Style intelligence · Seasonal trends · Wardrobe wisdom

Guides

Dressing for Cold Weather Stylishly: Warmth Without Bulk

Cold weather has a way of convincing people that style is a fair-weather pursuit. When the temperature drops, the instinct is to add as many layers as necessary for warmth without considering how they interact — the result is the familiar January silhouette of a person who is undeniably warm but has temporarily abandoned any relationship with proportion. It does not have to be this way. Warmth and a considered silhouette are not competing priorities; they require the same skills as warm-weather dressing, simply applied to different materials.

The key difference between good cold-weather dressing and poor cold-weather dressing is usually not the number of layers — it is the thickness and arrangement of those layers. Volume compounds. Two thin layers can be warmer than one thick one while creating far less visual and physical bulk, because thin fabrics trap air efficiently without adding the stiffness or visual weight of a single heavy piece.

The Logic of Layering

Good layering works from the inside out in terms of fabric weight and purpose. The base layer is about moisture management and a thin layer of insulation close to the body: a fine-knit merino wool or thermal T-shirt or long-sleeved top. Merino wool is excellent here because it is naturally insulating, breathable, and fine enough to wear beneath a fitted shirt or jumper without creating bulk. The base layer should be fitted to the body — any excess fabric creates unnecessary bulk at the foundation.

The mid layer is insulating: a fine-knit jumper, a fitted rollneck, a knit cardigan. This is where much of the warmth comes from. Choosing fine knits rather than very thick ones gives you a mid layer that still fits under a coat without creating a padded, stiff impression. A slim merino rollneck is a particularly effective mid layer: it covers the neck (one of the body’s significant heat-loss points) without requiring a scarf, and it looks considered on its own or beneath a jacket.

The outer layer — coat or jacket — seals everything in and creates the visible silhouette. This should be chosen to accommodate the mid layer without looking stretched or strained; if your coat only fits over a shirt, it will look poor over a jumper.

Fabrics That Work Hard in Cold Weather

Wool is the most effective natural fibre for cold-weather clothing and the one most worth investing in.

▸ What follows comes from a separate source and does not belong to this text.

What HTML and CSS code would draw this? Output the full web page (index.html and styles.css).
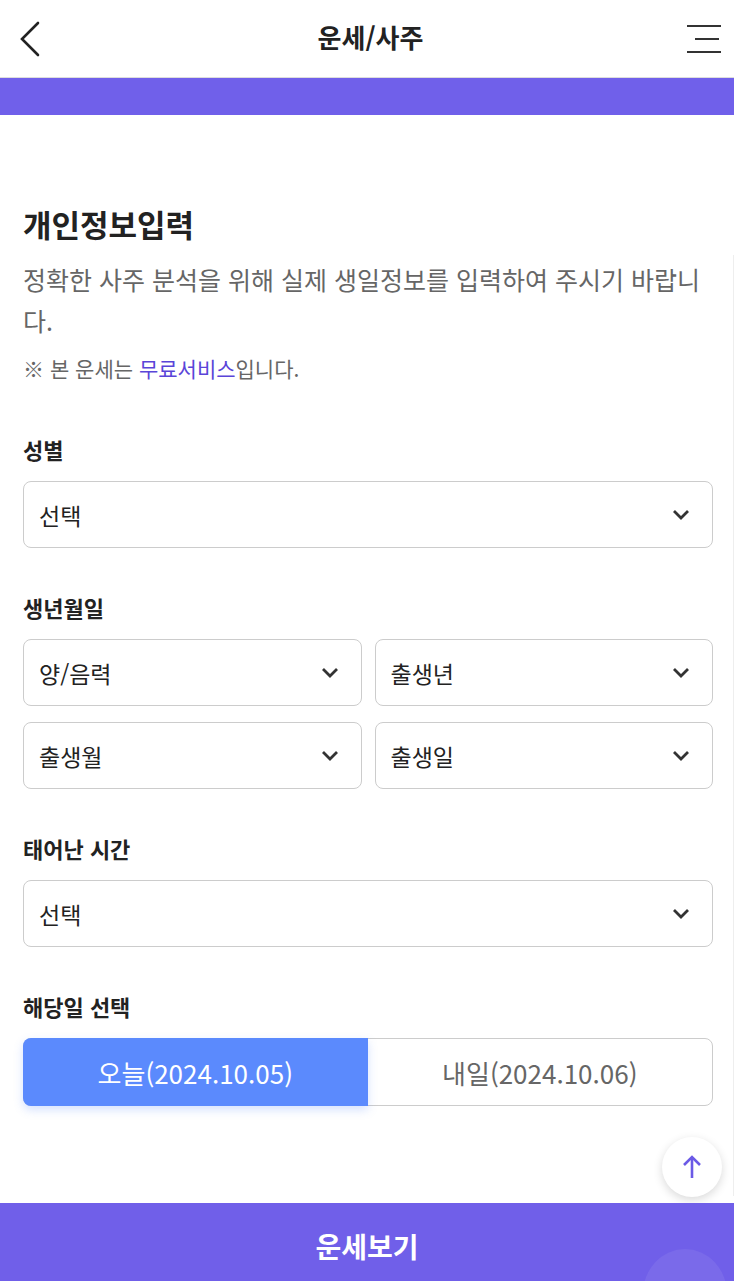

It regulates temperature, breathes, resists odour, and retains warmth even when damp in a way that synthetic alternatives do not. In coats, a high-wool-content fabric is almost always warmer and more durable than a synthetic equivalent. In jumpers and mid layers, merino is warm without being heavy. In trousers and skirts, a wool or wool-blend fabric adds warmth that cotton or viscose cannot match.

Cashmere is finer and lighter than wool with exceptional warmth, which makes it an ideal mid layer where you want insulation without bulk. A cashmere jumper beneath a coat creates significantly less bulk than a thick wool jumper while often being warmer in still conditions.

Thermal leggings worn beneath trousers or skirts are an effective undergarment solution that adds warmth invisibly. Fine-denier thermal underlayers in merino wool or a merino-synthetic blend are virtually invisible beneath fitted trousers and add considerable comfort in very cold conditions.

Proportion in Cold-Weather Outfits

The most common proportion problem in cold-weather dressing is a top-heavy silhouette: a large, bulky coat over several thick layers creates a torso that looks significantly heavier than the legs, resulting in an unbalanced outline. Managing the top-half volume — by choosing fine layers rather than thick ones — brings the whole silhouette into better proportion.

“The solution to cold-weather bulk is not fewer layers — it is thinner layers. Two fine-knit garments layered together are warmer than one thick one and create a fraction of the visual bulk.”

A coat that has a defined waist — belted or shaped — immediately addresses the bulk problem at the outermost layer by creating visible structure through the middle. Even if there are multiple layers beneath, the coat’s waist brings the silhouette back to a recognisable shape.

Long boots worn with a midi skirt or over slim trousers create a clean line through the leg that is both warm (since the boot covers the ankle and lower calf) and flattering. This is a cold-weather combination that is hard to make look wrong: the volume is in the skirt or trouser, the leg is slim through the boot, and the silhouette has a natural elegance.

Accessories That Do Real Work

A well-chosen hat, scarf, and gloves are not afterthoughts in cold-weather dressing; they are functional items that also significantly affect the silhouette and impression of an outfit. A scarf in a fine cashmere or merino blend can be worn in multiple ways — looped, draped, tucked into a coat — and adds warmth to the neck and chest without bulk. Choose scarves in colours or patterns that work with your coat rather than ones that create a jarring combination at the most visible part of the outfit.

Leather gloves in a simple style keep the hands warm without breaking the visual line of the outfit. Heavy mittens or very thick gloves can look at odds with an otherwise polished winter look; leather or fine wool gloves maintain the coherence of the overall outfit.

When the Cold Is Serious

In genuinely extreme cold conditions — the kind that demand maximum protection rather than maximum style — the calculus changes. In those conditions, warmth comes first. But even there, the principles still help: choosing insulating layers that are physically thin (technical fabrics and merino perform well here), and concentrating the bulk in the outermost layer rather than building it up through multiple thick pieces, keeps the outline as clean as the conditions allow.